Goal - In this exercise, print only the lines of the records below from the one with "Output the component" through the one with "<Sidebar />", inclusive. Pictures are not part of the copy.

# Start of Available data

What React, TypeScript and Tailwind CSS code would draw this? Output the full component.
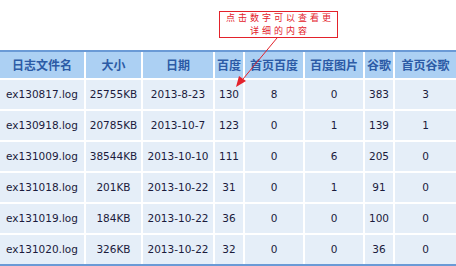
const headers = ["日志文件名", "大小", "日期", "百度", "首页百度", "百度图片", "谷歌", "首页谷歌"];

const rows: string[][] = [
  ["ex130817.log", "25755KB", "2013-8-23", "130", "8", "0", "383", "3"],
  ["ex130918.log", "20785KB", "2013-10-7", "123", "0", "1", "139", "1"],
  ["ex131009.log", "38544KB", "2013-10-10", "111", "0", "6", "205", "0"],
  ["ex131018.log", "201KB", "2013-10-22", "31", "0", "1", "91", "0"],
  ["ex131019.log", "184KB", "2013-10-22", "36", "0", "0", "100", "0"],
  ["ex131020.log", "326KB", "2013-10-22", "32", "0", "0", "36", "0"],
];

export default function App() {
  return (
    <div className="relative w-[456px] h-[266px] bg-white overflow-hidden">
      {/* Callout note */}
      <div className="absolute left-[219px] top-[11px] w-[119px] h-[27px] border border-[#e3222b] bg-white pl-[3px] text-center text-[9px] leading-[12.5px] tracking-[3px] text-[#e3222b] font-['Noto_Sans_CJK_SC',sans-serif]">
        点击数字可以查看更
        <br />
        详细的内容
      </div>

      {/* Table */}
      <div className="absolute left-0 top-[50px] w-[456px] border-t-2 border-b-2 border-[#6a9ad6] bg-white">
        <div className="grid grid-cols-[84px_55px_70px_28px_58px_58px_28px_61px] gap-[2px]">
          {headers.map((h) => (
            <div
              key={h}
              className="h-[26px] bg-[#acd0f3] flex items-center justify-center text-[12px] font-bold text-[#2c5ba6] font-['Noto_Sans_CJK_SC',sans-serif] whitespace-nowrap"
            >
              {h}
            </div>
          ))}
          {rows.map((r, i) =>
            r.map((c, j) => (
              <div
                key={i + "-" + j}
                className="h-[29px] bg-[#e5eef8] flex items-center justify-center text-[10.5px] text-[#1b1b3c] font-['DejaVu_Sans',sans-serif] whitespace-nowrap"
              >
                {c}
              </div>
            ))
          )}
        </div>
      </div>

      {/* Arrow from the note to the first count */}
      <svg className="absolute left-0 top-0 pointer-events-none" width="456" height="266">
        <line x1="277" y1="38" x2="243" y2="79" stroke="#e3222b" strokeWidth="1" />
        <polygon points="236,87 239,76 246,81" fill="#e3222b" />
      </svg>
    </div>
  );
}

# End of Available data
# Start of Available data

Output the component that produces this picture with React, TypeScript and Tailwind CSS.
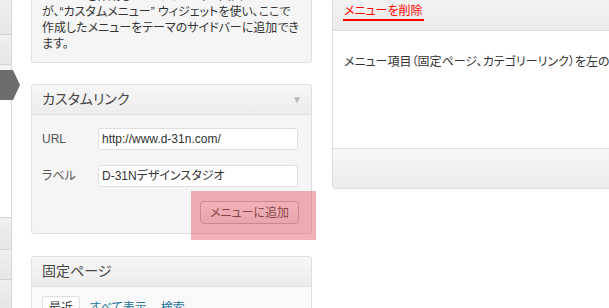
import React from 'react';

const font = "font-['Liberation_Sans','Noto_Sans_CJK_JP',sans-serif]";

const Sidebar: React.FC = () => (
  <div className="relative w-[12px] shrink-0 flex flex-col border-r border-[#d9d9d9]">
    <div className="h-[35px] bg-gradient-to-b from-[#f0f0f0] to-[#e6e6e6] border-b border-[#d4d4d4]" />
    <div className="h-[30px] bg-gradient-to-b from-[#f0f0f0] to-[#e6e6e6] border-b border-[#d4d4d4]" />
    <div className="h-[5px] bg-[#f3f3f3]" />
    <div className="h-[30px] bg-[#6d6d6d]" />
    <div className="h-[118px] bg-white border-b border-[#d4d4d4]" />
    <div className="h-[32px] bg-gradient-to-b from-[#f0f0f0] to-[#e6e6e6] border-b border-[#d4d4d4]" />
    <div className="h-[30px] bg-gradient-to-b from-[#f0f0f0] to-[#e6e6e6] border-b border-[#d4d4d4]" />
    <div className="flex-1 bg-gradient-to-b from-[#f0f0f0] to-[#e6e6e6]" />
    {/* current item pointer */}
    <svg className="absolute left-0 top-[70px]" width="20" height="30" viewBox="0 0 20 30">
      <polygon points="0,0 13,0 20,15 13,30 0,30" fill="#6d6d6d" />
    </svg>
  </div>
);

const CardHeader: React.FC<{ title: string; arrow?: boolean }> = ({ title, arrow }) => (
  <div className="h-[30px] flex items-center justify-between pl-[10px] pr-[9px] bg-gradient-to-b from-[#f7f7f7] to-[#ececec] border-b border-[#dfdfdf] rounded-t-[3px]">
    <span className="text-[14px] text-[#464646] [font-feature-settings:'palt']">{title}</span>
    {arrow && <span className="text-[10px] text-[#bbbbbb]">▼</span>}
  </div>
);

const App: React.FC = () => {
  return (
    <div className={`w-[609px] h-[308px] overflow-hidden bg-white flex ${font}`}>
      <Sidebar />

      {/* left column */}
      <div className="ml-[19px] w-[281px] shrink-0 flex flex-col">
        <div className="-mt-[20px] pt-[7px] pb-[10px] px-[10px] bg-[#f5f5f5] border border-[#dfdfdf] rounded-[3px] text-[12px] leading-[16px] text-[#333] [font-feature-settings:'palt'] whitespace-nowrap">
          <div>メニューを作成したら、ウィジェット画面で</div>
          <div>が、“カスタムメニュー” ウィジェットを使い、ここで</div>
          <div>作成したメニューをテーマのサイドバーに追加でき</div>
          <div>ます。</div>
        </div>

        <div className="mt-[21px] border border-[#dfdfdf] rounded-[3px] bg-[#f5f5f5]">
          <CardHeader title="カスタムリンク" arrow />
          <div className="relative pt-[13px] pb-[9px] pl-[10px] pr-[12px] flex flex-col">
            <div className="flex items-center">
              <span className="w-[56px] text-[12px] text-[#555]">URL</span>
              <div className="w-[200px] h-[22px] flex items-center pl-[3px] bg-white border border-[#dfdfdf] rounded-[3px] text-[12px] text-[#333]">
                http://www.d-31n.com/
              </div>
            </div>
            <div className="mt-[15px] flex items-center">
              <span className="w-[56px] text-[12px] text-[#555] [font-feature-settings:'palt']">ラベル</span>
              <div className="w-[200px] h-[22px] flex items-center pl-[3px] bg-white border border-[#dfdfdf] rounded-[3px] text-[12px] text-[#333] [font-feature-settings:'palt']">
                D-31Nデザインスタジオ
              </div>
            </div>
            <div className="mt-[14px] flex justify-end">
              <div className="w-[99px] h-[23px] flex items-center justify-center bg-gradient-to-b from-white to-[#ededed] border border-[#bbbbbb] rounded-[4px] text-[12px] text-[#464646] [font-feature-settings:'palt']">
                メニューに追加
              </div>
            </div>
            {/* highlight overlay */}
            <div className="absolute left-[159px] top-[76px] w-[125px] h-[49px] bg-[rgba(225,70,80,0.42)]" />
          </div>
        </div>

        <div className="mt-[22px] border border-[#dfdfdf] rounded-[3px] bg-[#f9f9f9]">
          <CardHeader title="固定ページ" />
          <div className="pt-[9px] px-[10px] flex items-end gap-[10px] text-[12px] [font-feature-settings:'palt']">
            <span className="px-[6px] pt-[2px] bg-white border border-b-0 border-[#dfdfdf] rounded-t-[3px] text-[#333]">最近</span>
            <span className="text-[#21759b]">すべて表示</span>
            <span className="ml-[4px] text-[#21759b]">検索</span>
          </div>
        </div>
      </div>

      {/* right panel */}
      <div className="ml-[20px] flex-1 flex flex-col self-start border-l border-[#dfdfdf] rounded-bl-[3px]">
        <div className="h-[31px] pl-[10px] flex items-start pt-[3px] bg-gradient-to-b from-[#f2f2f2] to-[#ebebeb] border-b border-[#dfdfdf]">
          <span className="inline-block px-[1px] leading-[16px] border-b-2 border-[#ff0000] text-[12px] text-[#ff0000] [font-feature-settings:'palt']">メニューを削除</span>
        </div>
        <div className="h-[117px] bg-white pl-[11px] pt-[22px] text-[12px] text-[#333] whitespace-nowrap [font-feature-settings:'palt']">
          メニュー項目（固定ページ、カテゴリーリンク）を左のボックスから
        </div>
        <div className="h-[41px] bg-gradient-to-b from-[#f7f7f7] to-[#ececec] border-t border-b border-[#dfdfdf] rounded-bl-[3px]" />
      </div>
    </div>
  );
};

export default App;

# End of Available data

Output of the task -
Output the component that produces this picture with React, TypeScript and Tailwind CSS.
import React from 'react';

const font = "font-['Liberation_Sans','Noto_Sans_CJK_JP',sans-serif]";

const Sidebar: React.FC = () => (
  <div className="relative w-[12px] shrink-0 flex flex-col border-r border-[#d9d9d9]">
    <div className="h-[35px] bg-gradient-to-b from-[#f0f0f0] to-[#e6e6e6] border-b border-[#d4d4d4]" />
    <div className="h-[30px] bg-gradient-to-b from-[#f0f0f0] to-[#e6e6e6] border-b border-[#d4d4d4]" />
    <div className="h-[5px] bg-[#f3f3f3]" />
    <div className="h-[30px] bg-[#6d6d6d]" />
    <div className="h-[118px] bg-white border-b border-[#d4d4d4]" />
    <div className="h-[32px] bg-gradient-to-b from-[#f0f0f0] to-[#e6e6e6] border-b border-[#d4d4d4]" />
    <div className="h-[30px] bg-gradient-to-b from-[#f0f0f0] to-[#e6e6e6] border-b border-[#d4d4d4]" />
    <div className="flex-1 bg-gradient-to-b from-[#f0f0f0] to-[#e6e6e6]" />
    {/* current item pointer */}
    <svg className="absolute left-0 top-[70px]" width="20" height="30" viewBox="0 0 20 30">
      <polygon points="0,0 13,0 20,15 13,30 0,30" fill="#6d6d6d" />
    </svg>
  </div>
);

const CardHeader: React.FC<{ title: string; arrow?: boolean }> = ({ title, arrow }) => (
  <div className="h-[30px] flex items-center justify-between pl-[10px] pr-[9px] bg-gradient-to-b from-[#f7f7f7] to-[#ececec] border-b border-[#dfdfdf] rounded-t-[3px]">
    <span className="text-[14px] text-[#464646] [font-feature-settings:'palt']">{title}</span>
    {arrow && <span className="text-[10px] text-[#bbbbbb]">▼</span>}
  </div>
);

const App: React.FC = () => {
  return (
    <div className={`w-[609px] h-[308px] overflow-hidden bg-white flex ${font}`}>
      <Sidebar />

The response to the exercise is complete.